How To Make Your Cutting Boards Last Longer And Look Newer

Cutting boards are an essential part of the kitchen. If it weren't for these handy boards, our countertops would be full of scratches and other damage, which is why it's important to take good care of them. New cutting boards can be quite pricey, so you probably want to do everything you can to extend the life of the one you have. According to Kitchen Seer, wooden cutting boards can withstand constant use for up to seven years when properly maintained. Plastic cutting boards, on the other hand, can survive for around one to five years.

So, how do you keep these kitchen essentials in great shape? It actually doesn't require much time or many resources, and it's quite simple. The key is to stay on top of maintenance and keep track of any minor issues that could unexpectedly turn into serious damage or even ruin your cutting board. Here are a few ways to make your boards last longer and stay looking like new the whole time.

Oil it up

If you have a wooden cutting board, you likely know they're prone to cracking, but did you know those cracks in your board are dangerous? According to MyRecipes, bacteria can grow in the cracks of your cutting board and live in its grooves even if it's been washed. In fact, the USDA recommends using two separate cutting boards (one for produce and one for meat) to prevent cross-contamination. If you only have one cutting board, you can use oil to prevent cracks from forming. Misen suggests an oiling regimen of once or twice per year to maintain quality and longevity.

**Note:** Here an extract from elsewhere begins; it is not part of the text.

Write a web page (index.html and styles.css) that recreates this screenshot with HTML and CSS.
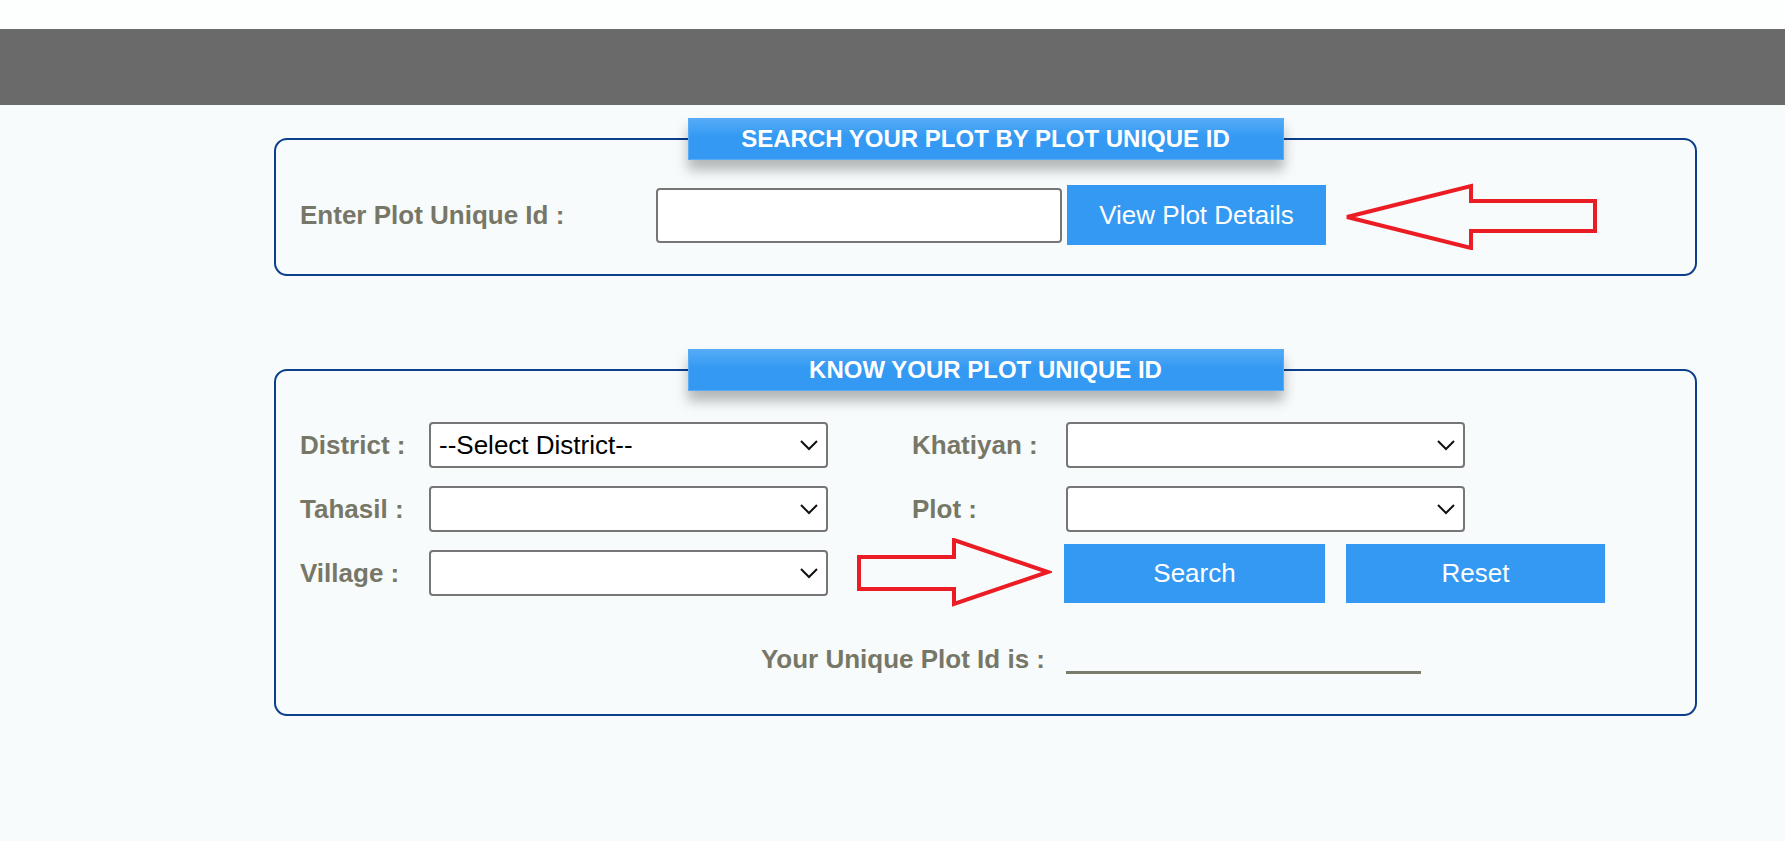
FILE: index.html
```html
<!DOCTYPE html>
<html lang="en">
  <head>
    <meta charset="UTF-8" />
    <meta name="viewport" content="width=device-width, initial-scale=1.0" />
    <title>Plot Unique Id</title>
    <link rel="stylesheet" href="styles.css">
  </head>
  <body>
    <div class="top-strip"></div>
    <div class="header-bar"></div>

    <!-- search by unique id -->
    <fieldset class="panel panel-search">
      <legend>SEARCH YOUR PLOT BY PLOT UNIQUE ID</legend>
      <div class="row">
        <label class="lbl lbl-wide">Enter Plot Unique Id :</label>
        <input type="text" class="txt-id" />
        <button class="btn btn-view">View Plot Details</button>
        <svg class="arrow arrow-left" width="256" height="70" viewBox="0 0 256 70">
          <polygon points="3,37 127,6 127,21 251,21 251,51 127,51 127,68" />
        </svg>
      </div>
    </fieldset>

    <!-- know your id -->
    <fieldset class="panel panel-know">
      <legend>KNOW YOUR PLOT UNIQUE ID</legend>
      <div class="row">
        <label class="lbl">District :</label>
        <span class="sel-wrap">
          <select class="sel"><option>--Select District--</option></select>
          <svg class="chev" width="18" height="11" viewBox="0 0 18 11"><polyline points="1,1 9,9 17,1" /></svg>
        </span>
        <label class="lbl lbl-right">Khatiyan :</label>
        <span class="sel-wrap">
          <select class="sel"><option></option></select>
          <svg class="chev" width="18" height="11" viewBox="0 0 18 11"><polyline points="1,1 9,9 17,1" /></svg>
        </span>
      </div>
      <div class="row row-2">
        <label class="lbl">Tahasil :</label>
        <span class="sel-wrap">
          <select class="sel"><option></option></select>
          <svg class="chev" width="18" height="11" viewBox="0 0 18 11"><polyline points="1,1 9,9 17,1" /></svg>
        </span>
        <label class="lbl lbl-right">Plot :</label>
        <span class="sel-wrap">
          <select class="sel"><option></option></select>
          <svg class="chev" width="18" height="11" viewBox="0 0 18 11"><polyline points="1,1 9,9 17,1" /></svg>
        </span>
      </div>
      <div class="row row-3">
        <label class="lbl">Village :</label>
        <span class="sel-wrap">
          <select class="sel"><option></option></select>
          <svg class="chev" width="18" height="11" viewBox="0 0 18 11"><polyline points="1,1 9,9 17,1" /></svg>
        </span>
        <svg class="arrow arrow-right" width="196" height="70" viewBox="0 0 196 70">
          <polygon points="3,19 98,19 98,2 192,34 98,66 98,51 3,51" />
        </svg>
        <button class="btn btn-search">Search</button>
        <button class="btn btn-reset">Reset</button>
      </div>
      <div class="row row-4">
        <span class="lbl result-lbl">Your Unique Plot Id is :</span>
        <span class="result-line"></span>
      </div>
    </fieldset>
  </body>
</html>
```

FILE: styles.css
```css
body {
  margin: 0;
  background: #f7fbfb;
  font-family: "Liberation Sans", Arial, sans-serif;
}

.top-strip {
  height: 29px;
  background: #fdfefe;
}

.header-bar {
  height: 76px;
  background: #6a6a6a;
}

.panel {
  box-sizing: border-box;
  width: 1423px;
  margin: 13px 0 0 274px;
  padding: 20px 24px 24px 24px;
  border: 2px solid #0b3f8c;
  border-radius: 13px;
  min-width: 0;
}

.panel legend {
  box-sizing: border-box;
  width: 596px;
  height: 42px;
  margin: 0 auto;
  padding: 0;
  border: 1px solid #58acf6;
  background: linear-gradient(#55abf7, #3399f3 45%);
  color: white;
  font-weight: bold;
  font-size: 24px;
  line-height: 40px;
  text-align: center;
  box-shadow: 0 10px 12px rgba(0, 0, 0, 0.28);
}

.panel-know {
  margin-top: 73px;
  padding-top: 31px;
  padding-bottom: 40px;
}

.row {
  display: flex;
  align-items: center;
}

.lbl {
  width: 129px;
  font-size: 26px;
  font-weight: bold;
  color: #777768;
  flex-shrink: 0;
}

.lbl-wide {
  width: 356px;
}

.lbl-right {
  margin-left: 84px;
  width: 154px;
}

.txt-id {
  box-sizing: border-box;
  width: 406px;
  height: 55px;
  border: 2px solid #767676;
  border-radius: 4px;
  background: white;
  font-size: 26px;
}

.btn {
  border: none;
  background: #3399f3;
  color: white;
  font-family: "Liberation Sans", Arial, sans-serif;
  font-size: 26px;
  padding: 0;
  cursor: pointer;
}

.btn-view {
  width: 259px;
  height: 60px;
  margin-left: 5px;
}

.arrow polygon {
  fill: none;
  stroke: #ec1c24;
  stroke-width: 4;
  stroke-linejoin: miter;
}

.arrow-left {
  margin-left: 18px;
}

.sel-wrap {
  position: relative;
  display: block;
  width: 399px;
  height: 46px;
  flex-shrink: 0;
}

.sel {
  box-sizing: border-box;
  width: 100%;
  height: 46px;
  border: 2px solid #767676;
  border-radius: 4px;
  background: white;
  color: black;
  font-family: "Liberation Sans", Arial, sans-serif;
  font-size: 26px;
  padding-left: 8px;
  appearance: none;
  -webkit-appearance: none;
}

.chev {
  position: absolute;
  right: 10px;
  top: 18px;
  pointer-events: none;
}

.chev polyline {
  fill: none;
  stroke: #111;
  stroke-width: 2;
}

.row-2 {
  margin-top: 18px;
}

.row-3 {
  margin-top: 6px;
}

.arrow-right {
  margin-left: 28px;
}

.btn-search {
  width: 261px;
  height: 59px;
  margin-left: 12px;
}

.btn-reset {
  width: 259px;
  height: 59px;
  margin-left: 21px;
}

.row-4 {
  margin-top: 36px;
  height: 30px;
}

.result-lbl {
  width: 745px;
  text-align: right;
  line-height: 30px;
}

.result-line {
  width: 355px;
  height: 30px;
  margin-left: 21px;
  box-sizing: border-box;
  border-bottom: 3px solid #7b7b6b;
}
```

Mineral and coconut oils are great options for this task, but stay away from cooking oils because they can spoil on your board, Hardwood Lumber Company explains. Coat your board in a light layer of oil and push it in with a paper towel. Wipe away any excess and let the board sit overnight so the oil can fully seep through.

Steer clear of soaking

Despite what you may think, soaking your wooden cutting board is not the best option for cleaning it. Wood is porous, so it soaks up water really well, which can lead to moisture buildup inside the cutting board. When this happens, your cutting board becomes more prone to cracking and warping. A lengthy soak can even lead to a rotting board, according to Food and Wine.

On that same token, keep your wooden cutting board far away from the dishwasher. This is one of the fastest ways to destroy it. Dishwashers use too much water, which causes over-saturation, and too much heat during the drying cycle, which will ultimately dry your board out. As we learned earlier, drying leads to cracking, followed by harmful bacteria. Plastic cutting boards, on the other hand, are totally dishwasher-safe. Plastic is not porous like wood, meaning it doesn't absorb any water. Remember to run the dishwasher on hot so it disinfects the plastic board as well.


You may be surprised to learn that you can actually sand your cutting board to make it look brand new. Cutting boards are prone to scratches and dents from a ton of usage, so to give yours a little freshening up, Smoker Grill Girl suggests sanding it. Now, it's important to note that you should only sand wooden or plastic boards; don't try this on glass or bamboo. By sanding your board, you're ridding it of all those ugly scratches, and giving it a new, smoother surface. 

You can sand your plastic or wooden cutting board with a battery-powered sander. However, before you start sanding, you should always prep your board using steel wool to remove any micro pieces of plastic on the board, according to Instructables Living. Once the board is prepped and ready to go, start with a 25 grit sandpaper to successfully remove its top later. Eventually, you'll want to finish with 80 grit.


As we mentioned earlier, cutting boards need to be thoroughly cleaned between uses to avoid contamination and the potential spread of diseases. Anytime you use your cutting board to cut raw meat, poultry, or seafood, it's absolutely crucial to clean and disinfect your board, Eat Right states. Simply using bleach can get this done in no time. Not only will bleach thoroughly clean your cutting board and keep it looking new, but it will ensure your board remains germ-free and safe to use.

To make your bleach solution, mix 1 tablespoon of liquid chlorine bleach (preferably unscented) with a gallon of water. Saturate the cutting board with the solution and let it sit for a few minutes to fully penetrate the cutting board's surface. Rinse the bleach solution off with water before letting your board dry. Either air drying or using paper towels to pat it dry will work. Make sure the bleach is completely rinsed off before using your cutting board again.

Baking soda and salt

While bleach quickly rids your plastic cutting board of those nasty stains, some people want to avoid harsh chemicals inside their home. If you fall into that category, here's a tip to clean a plastic cutting board without bleach. To begin, wash your board by hand with dish soap and water. Following that, submerge the board in a white vinegar solution and let it sit for five minutes. Alternatively, you can thoroughly coat it with a 3% hydrogen peroxide spray, but it will still need to sit for five minutes, Kitchn suggests.

After the five minutes are up, wash again with soap and water. For the final step, mix together equal parts salt, baking soda, and water. Since salt has a rough consistency, adding it in will boost the mixture's scouring capabilities, Airtasker explains. Use this to scrub your plastic cutting board until you've removed any lingering stains.